ValueError: Unknown target. Please evaluate the model by providing the     position and observing time in a `with:` statement, like this:
    from m4opt.synphot import observing
    with observing(observer_location=loc, target_coord=coord, obstime=time):

>>> from astropy.coordinates import EarthLocation, SkyCoord
>>> from astropy.time import Time
>>> loc = EarthLocation.from_geocentric(0 * u.m, 0 * u.m, 0 * u.m)
>>> coord = SkyCoord.from_name('NGC 4993')
>>> time = Time('2017-08-17T12:41:04.4')
>>> from m4opt.synphot import observing
>>> with observing(observer_location=loc, target_coord=coord, obstime=time):
...     background(3000 * u.angstrom, flux_unit=u.ABmag)
<Magnitude 24.75101362 mag(AB)>

from matplotlib import pyplot as plt
import numpy as np
from astropy import units as u
from astropy.visualization import quantity_support

from m4opt.synphot.background import ZodiacalBackground

quantity_support()

wave = np.linspace(1000, 11000) * u.angstrom
ax = plt.axes()
for key in ['high', 'mid', 'low']:
    surf = getattr(ZodiacalBackground, key)()(wave, flux_unit=u.ABmag)
    ax.plot(wave, surf, label=f'ZodiacalBackground.{key}()')
ax.invert_yaxis()
ax.legend()

(Source code)

../_images/m4opt-synphot-background-ZodiacalBackground-1.svg — Mid, low, and high zodiacal light spectra#

from astropy.coordinates import EarthLocation, get_body, ICRS
from astropy.time import Time
from astropy import units as u
from astropy_healpix import HEALPix
from matplotlib import pyplot as plt
from matplotlib.colors import LogNorm
import numpy as np
import ligo.skymap.plot

from m4opt.synphot.background import ZodiacalBackground
from m4opt.synphot import observing

wave = 10000 * u.angstrom
hpx = HEALPix(nside=512, frame=ICRS())
loc = EarthLocation.from_geocentric(0 * u.m, 0 * u.m, 0 * u.m)
coord = hpx.healpix_to_skycoord(np.arange(hpx.npix))
obstime = Time('2023-06-30T00:00:00')
zodi = ZodiacalBackground()
with observing(observer_location=loc, target_coord=coord, obstime=obstime):
    surf = zodi(wave, flux_unit=u.ABmag)

fig = plt.figure()
ax = fig.add_subplot(projection='astro hours mollweide')
im = ax.imshow_hpx(surf.value, cmap='viridis')
fig.colorbar(im, extend='both', orientation='horizontal').set_label(surf.unit)
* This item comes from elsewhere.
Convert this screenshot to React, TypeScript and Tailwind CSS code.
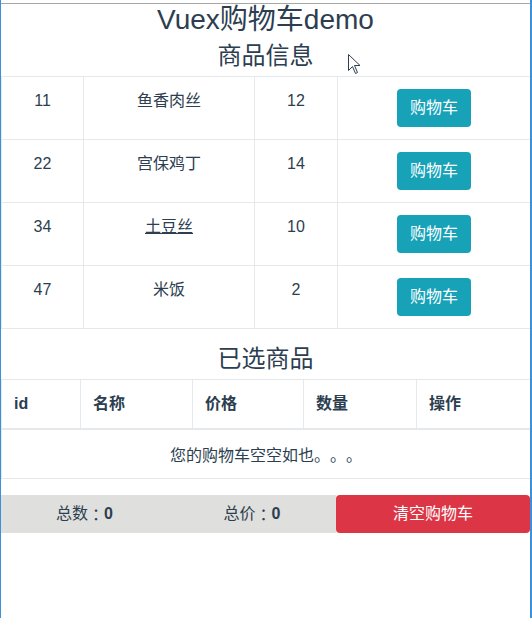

sun = get_body('sun', obstime)
transform = ax.get_transform('world')
ax.plot(
    sun.ra, sun.dec, 'or', ms=1,
    transform=transform)
ax.plot(
    sun.ra, sun.dec, 'or', mfc='none',
    transform=transform)
ax.text(sun.ra, sun.dec, '  Sun', color='red', transform=transform)

ax.grid()

(Source code)

../_images/m4opt-synphot-background-ZodiacalBackground-2.svg — Zodiacal light at 10000 Å observed at 2023-06-30T00:00:00#

Methods Summary

`high`()	Zodiacal background for typical "high" background conditions.
`low`()	Zodiacal background for typical "low" background conditions.
`mid`()	Zodiacal background for "average" background conditions.

Methods Documentation

static high()[source] [edit on github]#: Zodiacal background for typical “high” background conditions.

classmethod low()[source] [edit on github]#

Zodiacal background for typical “low” background conditions.

Following the conventions in the HST STIS manual, this is 1.2 mag / arcsec2 fainter than the “high” model at all frequencies.

classmethod mid()[source] [edit on github]#

Zodiacal background for “average” background conditions.

Following the conventions in the HST STIS manual, this is 0.6 mag / arcsec2 fainter than the “high” model at all frequencies.